I am blind to body language. TOTALLY blind. Any potential partner needs not to be merely upfront but BLATANTLY and UNEQUIVOCALLY OBVIOUS. Else I simply won't know...
ccdesan
Dec. 10th, 2009 09:28 pm (UTC)
Brother!

deckardcanine
Dec. 10th, 2009 09:28 pm (UTC)
Marital, rather. :)
ccdesan
Dec. 10th, 2009 10:32 pm (UTC)
Whoops! Forget that last comment... I didn't even see the typo

r_caton
Dec. 10th, 2009 06:50 pm (UTC)
I can see myself dying alone, unmourned, being found more shrivelled than shriven... the soft tissues go first, no?
My life tends that way, now....
ccdesan
Dec. 10th, 2009 09:37 pm (UTC)
Alone? Perhaps. 'Tis the fate of many.

Unmourned? Pish tush pah, George Bailey. You really need to re-watch "It's a Wonderful Life". 'Tis the season, anyway... you should be able to catch one of 111 screenings.

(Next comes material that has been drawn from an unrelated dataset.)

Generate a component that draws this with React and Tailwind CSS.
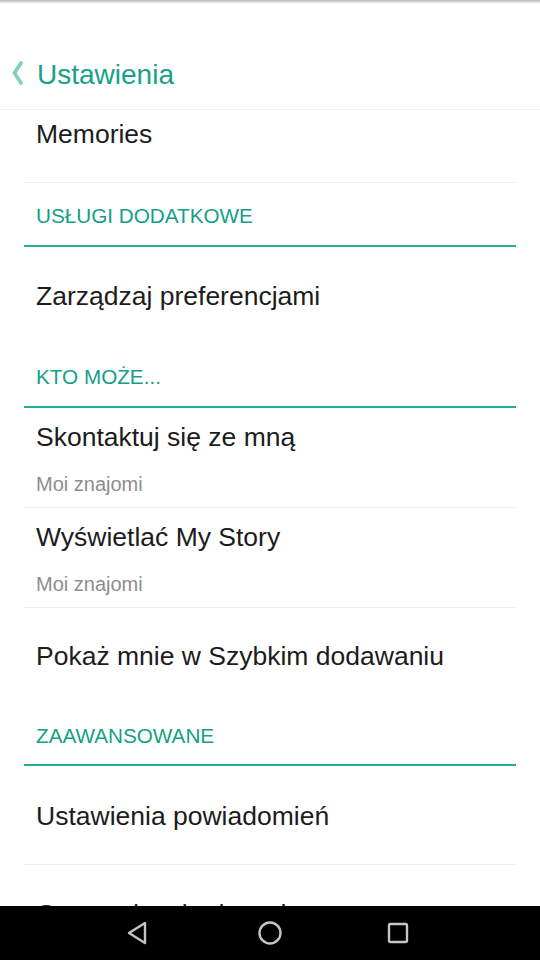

And anyway, what boots it? The transition takes but a twinkling, and then there is One who will welcome you with a "Well done, thou good and faithful Jackass," and any perceived solitude will be the substance of a dream.


torakiyoshi
Dec. 11th, 2009 01:28 am (UTC)
"Now for the matters you wrote about: It is good for a man not to marry." - I Cor 7.1

-=TK
ccdesan
Dec. 11th, 2009 02:44 am (UTC)
You know, Paul is ruddy oblique. I almost feel I have more success with the Apocalypse than with the Pauline letters.